You know already, my Most Reverend Father, that in answer to the appeal of the heretic Geronimo, an annex of Hell surged forth on Earth on the morning of June 29 in the vicinity of Valencia; that an airborne Vampire which came to our city was repelled, not so much by our archers as by the ringing of our bells and the prayers of the faithful. You know that, two hours later, a small number of demons, guided by some Moorish horsemen, vanquished our warriors by means of invisible bees launched from metal tubes with a loud noise, felled the city gate with two thunderbolts, along with the tower above it, which we had only just left, and freed their protégé Geronimo. You know, too, by what artifice we surprised them, plunged in debauchery—without, alas, being able to lay our hands on the impious monk, whom they took to their infernal City.
When I sent you the courier bearing that report, we believed the city to be purged, without any reprisal from those reprobates.
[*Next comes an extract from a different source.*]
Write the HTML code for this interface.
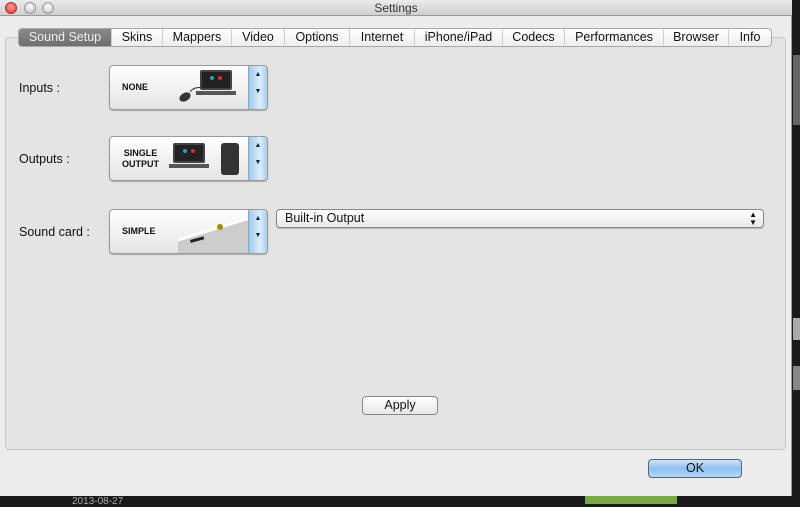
<!DOCTYPE html>
<html><head><meta charset="utf-8"><style>
*{box-sizing:border-box;margin:0;padding:0}
body{width:800px;height:504px;overflow:hidden;background:#1a1a1a;font-family:"Liberation Sans",sans-serif;position:relative}
.abs{position:absolute}
#win{left:0;top:0;width:792px;height:496px;background:#ececec;border-right:1px solid #999}
#title{left:0;top:0;width:792px;height:16px;background:linear-gradient(#ebebeb,#cfcfcf);border-bottom:1px solid #999;text-align:center;font-size:12px;line-height:16px;color:#333}
.dot{top:2px;width:12px;height:12px;border-radius:50%;border:1px solid #999;background:radial-gradient(circle at 50% 35%,#fff,#bbb)}
#panel{left:5px;top:37px;width:781px;height:413px;background:#e4e4e4;border:1px solid #c8c8c8;border-radius:4px}
#tabs{left:18px;top:28px;height:19px;display:flex;border:1px solid #a8a8a8;border-radius:4px;background:linear-gradient(#fff,#ededed);font-size:12.5px;overflow:hidden}
#tabs div{height:17px;line-height:17px;text-align:center;border-left:1px solid #d0d0d0;color:#111}
#tabs div.sel{background:linear-gradient(#8a8a8a,#6e6e6e);color:#eee;border-left:none}
.lbl{font-size:12.5px;color:#111;left:19px}
.sel2{left:109px;width:159px;height:45px;border:1px solid #999;border-radius:4px;background:linear-gradient(#fff,#f2f2f2 50%,#e4e4e4);box-shadow:0 1px 1px rgba(0,0,0,.25);overflow:hidden}
.sel2 .t{position:absolute;left:12px;font-size:9px;font-weight:bold;color:#111;line-height:11px;text-align:center}
.sel2 .sp{position:absolute;right:0;top:0;width:19px;height:100%;background:linear-gradient(90deg,#9fc9ef,#dcedfc 60%,#a9cff1);border-left:1px solid #8aa;font-size:7px;color:#124;text-align:center}
.lap{position:absolute;width:32px;height:20px;background:#222;border:2px solid #444;border-radius:2px}
.lap:before{content:"";position:absolute;left:8px;top:4px;width:4px;height:4px;border-radius:50%;background:#39c}
.lap:after{content:"";position:absolute;left:16px;top:4px;width:4px;height:4px;border-radius:50%;background:#c33}
.btn{border:1px solid #888;border-radius:4px;background:linear-gradient(#fff,#e8e8e8);font-size:12.5px;text-align:center;color:#111}
</style></head><body>
<div class="abs" style="left:793px;top:55px;width:7px;height:70px;background:#666"></div>
<div class="abs" style="left:793px;top:318px;width:7px;height:22px;background:#aaa"></div>
<div class="abs" style="left:793px;top:366px;width:7px;height:24px;background:#888"></div>
<div id="win" class="abs">
<div id="title" class="abs">Settings</div>
<div class="abs dot" style="left:5px;background:radial-gradient(circle at 50% 35%,#f99,#d33);border-color:#a33"></div>
<div class="abs dot" style="left:24px"></div>
<div class="abs dot" style="left:42px"></div>
<div id="panel" class="abs"></div>
<div id="tabs" class="abs">
<div class="sel" style="width:92px">Sound Setup</div><div style="width:51px">Skins</div><div style="width:69px">Mappers</div><div style="width:53px">Video</div><div style="width:65px">Options</div><div style="width:65px">Internet</div><div style="width:88px">iPhone/iPad</div><div style="width:62px">Codecs</div><div style="width:99px">Performances</div><div style="width:65px">Browser</div><div style="width:43px">Info</div>
</div>
<div class="abs lbl" style="top:81px">Inputs :</div>
<div class="abs lbl" style="top:152px">Outputs :</div>
<div class="abs lbl" style="top:225px">Sound card :</div>

<div class="abs sel2" style="top:65px">
<div class="t" style="top:16px">NONE</div>
<div class="lap" style="left:90px;top:4px"></div>
<div class="abs" style="left:86px;top:25px;width:40px;height:4px;background:#555"></div>
<svg class="abs" style="left:66px;top:18px" width="30" height="22"><path d="M28 4 Q18 2 14 8" stroke="#333" fill="none"/><ellipse cx="9" cy="13" rx="6" ry="4" transform="rotate(-30 9 13)" fill="#333"/></svg>
<div class="sp" style="line-height:17px">▲<br>▼</div>
</div>
<div class="abs sel2" style="top:136px">
<div class="t" style="top:11px">SINGLE<br>OUTPUT</div>
<div class="lap" style="left:63px;top:6px"></div>
<div class="abs" style="left:59px;top:27px;width:40px;height:4px;background:#555"></div>
<div class="abs" style="left:111px;top:6px;width:18px;height:32px;background:#333;border-radius:3px"></div>
<div class="sp" style="line-height:17px">▲<br>▼</div>
</div>
<div class="abs sel2" style="top:209px">
<div class="t" style="top:16px">SIMPLE</div>
<svg class="abs" style="left:68px;top:0" width="72" height="45"><path d="M0 30 L72 8 L72 45 L0 45Z" fill="#ccc"/><path d="M0 30 L72 8" stroke="#fff" stroke-width="3"/><circle cx="42" cy="17" r="3" fill="#a80"/><rect x="12" y="30" width="14" height="3" fill="#222" transform="rotate(-15 12 30)"/></svg>
<div class="sp" style="line-height:17px">▲<br>▼</div>
</div>

<div class="abs btn" style="left:276px;top:209px;width:488px;height:19px;text-align:left;padding-left:8px;line-height:17px;box-shadow:0 1px 1px rgba(0,0,0,.2)">Built-in Output<span style="position:absolute;right:6px;top:0;font-size:8px;line-height:8px;padding-top:1px">▲<br>▼</span></div>
<div class="abs btn" style="left:362px;top:396px;width:76px;height:19px;line-height:17px">Apply</div>
<div class="abs btn" style="left:648px;top:459px;width:94px;height:19px;line-height:17px;background:linear-gradient(#cfe5fb,#8fc0f0 50%,#b5d8f7);border-color:#567">OK</div>
</div>
<div class="abs" style="left:72px;top:496px;font-size:10px;color:#aaa">2013-08-27</div>
<div class="abs" style="left:585px;top:496px;width:92px;height:8px;background:#7a4"></div>
</body></html>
Alas, I repeat—the power of demons is great!
In order to ward off a further attack by the Moorish forces that had theft their camp to join the demons, we had gathered in the city all the royal troops from ten leagues around. Our valiant soldiers, duly confessed and provided with blessed medallions and scapulars, recovered their courage and massed in front of the city, notwithstanding a fire suddenly lit by magic in the Puerta del Sol quarter and the unexpected prodigy of an artificial sun that the sacrilegious imitators of Joshua had brought forth to dissipate the
darkness.
My pen is incapable of the description necessary to enable you to see all the horror of the disaster in which our troops perished. I shall limit myself to reporting the pure and simple fact with a brutal dryness: our army was annihilated by the fulminating bees and thunderbolts of the infernal militia, and the cadavers mutilated by their allies, the Moors. And while we watched this catastrophe unfold from the top of the battlements, and addressed our prayers to Heaven, which did not heed them, the Vampire, from high in the air, harassed us with its thunder and multiplied the victims among the unarmed crowd.
We took pity on our unfortunate fellow citizens and authorized the governor, our faithful and devoted Don Pedro Casanova, to surrender the city.
In all haste, I had the sacred vessels and the archives of the Holy Office moved out of the palace; the prisoners in the cells were executed; and I ordered our brothers to seek shelter in the secret floor of the Convent of the Incarnation, for I anticipated that the apostate monk would pursue us with his hatred. But time was pressing and the greater part of the treasures confiscated from heretics in the last ten years by our vigilantes fell into the hands of the invaders. An irreparable loss, in the present circumstances, when gold is more necessary to us than ever!
The entry of the Satanic hordes—I saw it with my own eyes, under a disguise—justified the belief, widespread among the people, that the end of the world was nigh. But it was demons in blue helmets, not archangels, that sounded the trumpets in front of a chariot in which the image of the Antichrist, the apostate monk, was enthroned, alongside his ally, the Emir. That chariot was an object of fear and admiration to us all. No horses drew it; it climbed the slope of the street under the sole impulsion of the damned souls who were contained within it, and whose presence was attested by their howls, their flatulence and the din of their charms. Another chariot of the same species, but much smaller, with only three wheels, came after the horde of the principal demons and their standard in the three colors of blasphemy: blue, to symbolize their power over the air; white, over the Earth; and red, over Hell. Other vehicles with two wheels placed one behind the other, were each mounted by a single demon, who toyed thus with weight and equilibrium.